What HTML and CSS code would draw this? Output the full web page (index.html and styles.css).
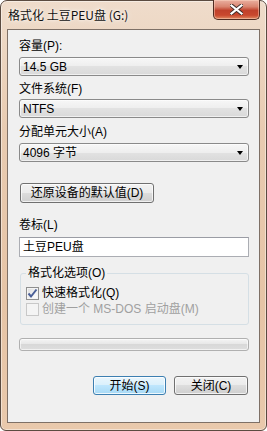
FILE: index.html
```html
<!DOCTYPE html>
<html lang="zh-CN">
<head>
    <meta charset="UTF-8">
    <title>格式化 土豆PEU盘 (G:)</title>
    <link rel="stylesheet" href="styles.css">
</head>
<body>
    <div class="window">
        <div class="titlebar">
            <span class="title">格式化 土豆PEU盘 (G:)</span>
            <div class="close-btn">
                <svg width="13" height="11" viewBox="0 0 13 11">
                    <path d="M1.5 1.5 L11.5 9.5 M11.5 1.5 L1.5 9.5" stroke="#3b2a26" stroke-width="4" stroke-linecap="square"/>
                    <path d="M1.5 1.5 L11.5 9.5 M11.5 1.5 L1.5 9.5" stroke="#ffffff" stroke-width="2.2" stroke-linecap="square"/>
                </svg>
            </div>
        </div>

        <div class="client">
            <div class="label first">容量(P):</div>
            <div class="combo c1">
                <span class="combo-text">14.5 GB</span>
                <span class="arrow"></span>
            </div>

            <div class="label l2">文件系统(F)</div>
            <div class="combo c2">
                <span class="combo-text">NTFS</span>
                <span class="arrow"></span>
            </div>

            <div class="label l3">分配单元大小(A)</div>
            <div class="combo c3">
                <span class="combo-text">4096 字节</span>
                <span class="arrow"></span>
            </div>

            <button class="btn reset-btn">还原设备的默认值(D)</button>

            <div class="label l4">卷标(L)</div>
            <div class="textbox">土豆PEU盘</div>

            <fieldset class="group">
                <legend>格式化选项(O)</legend>
                <div class="check-row">
                    <span class="checkbox">
                        <svg width="11" height="11" viewBox="0 0 11 11">
                            <path d="M1.5 5.5 L4 8.5 L9.5 1.5" stroke="#4a5f97" stroke-width="2" fill="none"/>
                        </svg>
                    </span>
                    <span>快速格式化(Q)</span>
                </div>
                <div class="check-row disabled">
                    <span class="checkbox"></span>
                    <span>创建一个 MS-DOS 启动盘(M)</span>
                </div>
            </fieldset>

            <div class="progress"></div>

            <div class="actions">
                <button class="btn default-btn">开始(S)</button>
                <button class="btn close-action">关闭(C)</button>
            </div>
        </div>
    </div>
</body>
</html>
```

FILE: styles.css
```css
* {
    margin: 0;
    padding: 0;
    box-sizing: border-box;
}

body {
    width: 267px;
    height: 431px;
    background-color: #ffffff;
    font-family: "Liberation Sans", "Noto Sans CJK SC", sans-serif;
    font-size: 12px;
    color: #000000;
}

.window {
    width: 267px;
    height: 431px;
    border: 1px solid #5b4b40;
    border-radius: 7px 7px 6px 6px;
    background: linear-gradient(to bottom, #efdccb 0%, #e8cbb1 30%, #e6c4a6 70%, #e9c9ac 100%);
    box-shadow: inset 0 0 0 1px rgba(255, 255, 255, 0.45);
    padding: 0 6px 7px 6px;
    display: flex;
    flex-direction: column;
}

.titlebar {
    height: 28px;
    display: flex;
    justify-content: space-between;
    align-items: flex-start;
}

.title {
    font-family: "Noto Sans CJK SC", sans-serif;
    font-size: 12px;
    line-height: 14px;
    padding: 7px 0 0 1px;
    color: #111111;
    text-shadow: 0 0 6px rgba(255, 255, 255, 0.9), 0 0 3px rgba(255, 255, 255, 0.9);
}

.close-btn {
    width: 47px;
    height: 20px;
    margin-top: -1px;
    border: 1px solid #4f2c22;
    border-top: none;
    border-radius: 0 0 5px 5px;
    background: linear-gradient(to bottom, #eab0a0 0%, #d98570 35%, #c0412b 55%, #c9482e 80%, #e08a62 100%);
    box-shadow: inset 0 0 0 1px rgba(255, 220, 200, 0.45);
    display: flex;
    align-items: center;
    justify-content: center;
}

.client {
    flex: 1;
    border: 1px solid #7e7066;
    background-color: #f0f0f0;
    padding: 0 10px 0 11px;
    display: flex;
    flex-direction: column;
    align-items: flex-start;
}

.label {
    line-height: 14px;
    height: 14px;
    white-space: nowrap;
}

.label.first { margin-top: 9px; }
.label.l2 { margin-top: 6px; }
.label.l3 { margin-top: 7px; }
.label.l4 { margin-top: 15px; }

.combo {
    width: 230px;
    height: 19px;
    border: 1px solid #8a8a8a;
    border-radius: 3px;
    background: linear-gradient(to bottom, #f7f7f7 0%, #eeeeee 50%, #e2e2e2 50%, #d9d9d9 100%);
    box-shadow: inset 0 0 0 1px rgba(255, 255, 255, 0.6);
    display: flex;
    align-items: center;
    justify-content: space-between;
    padding: 0 5px 0 3px;
}

.combo.c1 { margin-top: 4px; }
.combo.c2 { margin-top: 3px; }
.combo.c3 { margin-top: 4px; }

.combo-text {
    line-height: 14px;
}

.arrow {
    width: 0;
    height: 0;
    border-left: 3.5px solid transparent;
    border-right: 3.5px solid transparent;
    border-top: 4px solid #000000;
}

.btn {
    font-family: "Liberation Sans", "Noto Sans CJK SC", sans-serif;
    font-size: 12px;
    line-height: 14px;
    color: #000000;
    height: 19px;
    border: 1px solid #707070;
    border-radius: 3px;
    background: linear-gradient(to bottom, #f2f2f2 0%, #ebebeb 50%, #dddddd 50%, #cfcfcf 100%);
    box-shadow: inset 0 0 0 1px rgba(255, 255, 255, 0.7);
}

.reset-btn {
    width: 134px;
    height: 20px;
    margin: 21px 0 0 1px;
}

.textbox {
    width: 230px;
    height: 20px;
    margin-top: 5px;
    border: 1px solid #abadb3;
    border-top-color: #9a9ca4;
    background-color: #ffffff;
    line-height: 18px;
    padding-left: 3px;
}

.group {
    width: 229px;
    margin: 9px 0 0 1px;
    border: 1px solid #d5dfe5;
    border-radius: 3px;
    padding: 6px 5px 8px 5px;
}

.group legend {
    padding: 0 2px;
    line-height: 14px;
}

.check-row {
    height: 14px;
    display: flex;
    align-items: center;
    gap: 3px;
    line-height: 14px;
    white-space: nowrap;
}

.check-row + .check-row {
    margin-top: 2px;
}

.checkbox {
    width: 13px;
    height: 13px;
    border: 1px solid #8f8f8f;
    background: linear-gradient(135deg, #dcdcdc 0%, #f7f7f7 70%, #ffffff 100%);
    box-shadow: inset 0 0 0 1px #f4f4f4;
    display: flex;
    align-items: center;
    justify-content: center;
}

.check-row.disabled {
    color: #a0a0a0;
}

.check-row.disabled .checkbox {
    border-color: #c8c8c8;
    background: #f4f4f4;
    box-shadow: none;
}

.progress {
    width: 230px;
    height: 13px;
    margin-top: 13px;
    border: 1px solid #b0b0b0;
    border-radius: 3px;
    background: linear-gradient(to bottom, #f4f4f4 0%, #e6e6e6 50%, #d8d8d8 50%, #dedede 100%);
    box-shadow: inset 0 0 0 1px rgba(255, 255, 255, 0.6);
}

.actions {
    align-self: stretch;
    display: flex;
    justify-content: flex-end;
    gap: 8px;
    margin: 25px 1px 0 0;
}

.default-btn {
    width: 73px;
    border-color: #3c7fb1;
    background: linear-gradient(to bottom, #eaf6fd 0%, #d9f0fc 50%, #bee6fd 50%, #a7d9f5 100%);
    box-shadow: inset 0 0 0 1px rgba(255, 255, 255, 0.8);
}

.close-action {
    width: 74px;
}
```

**EXERCISE BRIEF:** Drop the images and repeat the data exactly.

**EXERCISE OUTPUT:**
What HTML and CSS code would draw this? Output the full web page (index.html and styles.css).
FILE: index.html
```html
<!DOCTYPE html>
<html lang="zh-CN">
<head>
    <meta charset="UTF-8">
    <title>格式化 土豆PEU盘 (G:)</title>
    <link rel="stylesheet" href="styles.css">
</head>
<body>
    <div class="window">
        <div class="titlebar">
            <span class="title">格式化 土豆PEU盘 (G:)</span>
            <div class="close-btn">
                <svg width="13" height="11" viewBox="0 0 13 11">
                    <path d="M1.5 1.5 L11.5 9.5 M11.5 1.5 L1.5 9.5" stroke="#3b2a26" stroke-width="4" stroke-linecap="square"/>
                    <path d="M1.5 1.5 L11.5 9.5 M11.5 1.5 L1.5 9.5" stroke="#ffffff" stroke-width="2.2" stroke-linecap="square"/>
                </svg>
            </div>
        </div>

        <div class="client">
            <div class="label first">容量(P):</div>
            <div class="combo c1">
                <span class="combo-text">14.5 GB</span>
                <span class="arrow"></span>
            </div>

            <div class="label l2">文件系统(F)</div>
            <div class="combo c2">
                <span class="combo-text">NTFS</span>
                <span class="arrow"></span>
            </div>

            <div class="label l3">分配单元大小(A)</div>
            <div class="combo c3">
                <span class="combo-text">4096 字节</span>
                <span class="arrow"></span>
            </div>

            <button class="btn reset-btn">还原设备的默认值(D)</button>

            <div class="label l4">卷标(L)</div>
            <div class="textbox">土豆PEU盘</div>

            <fieldset class="group">
                <legend>格式化选项(O)</legend>
                <div class="check-row">
                    <span class="checkbox">
                        <svg width="11" height="11" viewBox="0 0 11 11">
                            <path d="M1.5 5.5 L4 8.5 L9.5 1.5" stroke="#4a5f97" stroke-width="2" fill="none"/>
                        </svg>
                    </span>
                    <span>快速格式化(Q)</span>
                </div>
                <div class="check-row disabled">
                    <span class="checkbox"></span>
                    <span>创建一个 MS-DOS 启动盘(M)</span>
                </div>
            </fieldset>

            <div class="progress"></div>

            <div class="actions">
                <button class="btn default-btn">开始(S)</button>
                <button class="btn close-action">关闭(C)</button>
            </div>
        </div>
    </div>
</body>
</html>
```

FILE: styles.css
```css
* {
    margin: 0;
    padding: 0;
    box-sizing: border-box;
}

body {
    width: 267px;
    height: 431px;
    background-color: #ffffff;
    font-family: "Liberation Sans", "Noto Sans CJK SC", sans-serif;
    font-size: 12px;
    color: #000000;
}

.window {
    width: 267px;
    height: 431px;
    border: 1px solid #5b4b40;
    border-radius: 7px 7px 6px 6px;
    background: linear-gradient(to bottom, #efdccb 0%, #e8cbb1 30%, #e6c4a6 70%, #e9c9ac 100%);
    box-shadow: inset 0 0 0 1px rgba(255, 255, 255, 0.45);
    padding: 0 6px 7px 6px;
    display: flex;
    flex-direction: column;
}

.titlebar {
    height: 28px;
    display: flex;
    justify-content: space-between;
    align-items: flex-start;
}

.title {
    font-family: "Noto Sans CJK SC", sans-serif;
    font-size: 12px;
    line-height: 14px;
    padding: 7px 0 0 1px;
    color: #111111;
    text-shadow: 0 0 6px rgba(255, 255, 255, 0.9), 0 0 3px rgba(255, 255, 255, 0.9);
}

.close-btn {
    width: 47px;
    height: 20px;
    margin-top: -1px;
    border: 1px solid #4f2c22;
    border-top: none;
    border-radius: 0 0 5px 5px;
    background: linear-gradient(to bottom, #eab0a0 0%, #d98570 35%, #c0412b 55%, #c9482e 80%, #e08a62 100%);
    box-shadow: inset 0 0 0 1px rgba(255, 220, 200, 0.45);
    display: flex;
    align-items: center;
    justify-content: center;
}

.client {
    flex: 1;
    border: 1px solid #7e7066;
    background-color: #f0f0f0;
    padding: 0 10px 0 11px;
    display: flex;
    flex-direction: column;
    align-items: flex-start;
}

.label {
    line-height: 14px;
    height: 14px;
    white-space: nowrap;
}

.label.first { margin-top: 9px; }
.label.l2 { margin-top: 6px; }
.label.l3 { margin-top: 7px; }
.label.l4 { margin-top: 15px; }

.combo {
    width: 230px;
    height: 19px;
    border: 1px solid #8a8a8a;
    border-radius: 3px;
    background: linear-gradient(to bottom, #f7f7f7 0%, #eeeeee 50%, #e2e2e2 50%, #d9d9d9 100%);
    box-shadow: inset 0 0 0 1px rgba(255, 255, 255, 0.6);
    display: flex;
    align-items: center;
    justify-content: space-between;
    padding: 0 5px 0 3px;
}

.combo.c1 { margin-top: 4px; }
.combo.c2 { margin-top: 3px; }
.combo.c3 { margin-top: 4px; }

.combo-text {
    line-height: 14px;
}

.arrow {
    width: 0;
    height: 0;
    border-left: 3.5px solid transparent;
    border-right: 3.5px solid transparent;
    border-top: 4px solid #000000;
}

.btn {
    font-family: "Liberation Sans", "Noto Sans CJK SC", sans-serif;
    font-size: 12px;
    line-height: 14px;
    color: #000000;
    height: 19px;
    border: 1px solid #707070;
    border-radius: 3px;
    background: linear-gradient(to bottom, #f2f2f2 0%, #ebebeb 50%, #dddddd 50%, #cfcfcf 100%);
    box-shadow: inset 0 0 0 1px rgba(255, 255, 255, 0.7);
}

.reset-btn {
    width: 134px;
    height: 20px;
    margin: 21px 0 0 1px;
}

.textbox {
    width: 230px;
    height: 20px;
    margin-top: 5px;
    border: 1px solid #abadb3;
    border-top-color: #9a9ca4;
    background-color: #ffffff;
    line-height: 18px;
    padding-left: 3px;
}

.group {
    width: 229px;
    margin: 9px 0 0 1px;
    border: 1px solid #d5dfe5;
    border-radius: 3px;
    padding: 6px 5px 8px 5px;
}

.group legend {
    padding: 0 2px;
    line-height: 14px;
}

.check-row {
    height: 14px;
    display: flex;
    align-items: center;
    gap: 3px;
    line-height: 14px;
    white-space: nowrap;
}

.check-row + .check-row {
    margin-top: 2px;
}

.checkbox {
    width: 13px;
    height: 13px;
    border: 1px solid #8f8f8f;
    background: linear-gradient(135deg, #dcdcdc 0%, #f7f7f7 70%, #ffffff 100%);
    box-shadow: inset 0 0 0 1px #f4f4f4;
    display: flex;
    align-items: center;
    justify-content: center;
}

.check-row.disabled {
    color: #a0a0a0;
}

.check-row.disabled .checkbox {
    border-color: #c8c8c8;
    background: #f4f4f4;
    box-shadow: none;
}

.progress {
    width: 230px;
    height: 13px;
    margin-top: 13px;
    border: 1px solid #b0b0b0;
    border-radius: 3px;
    background: linear-gradient(to bottom, #f4f4f4 0%, #e6e6e6 50%, #d8d8d8 50%, #dedede 100%);
    box-shadow: inset 0 0 0 1px rgba(255, 255, 255, 0.6);
}

.actions {
    align-self: stretch;
    display: flex;
    justify-content: flex-end;
    gap: 8px;
    margin: 25px 1px 0 0;
}

.default-btn {
    width: 73px;
    border-color: #3c7fb1;
    background: linear-gradient(to bottom, #eaf6fd 0%, #d9f0fc 50%, #bee6fd 50%, #a7d9f5 100%);
    box-shadow: inset 0 0 0 1px rgba(255, 255, 255, 0.8);
}

.close-action {
    width: 74px;
}
```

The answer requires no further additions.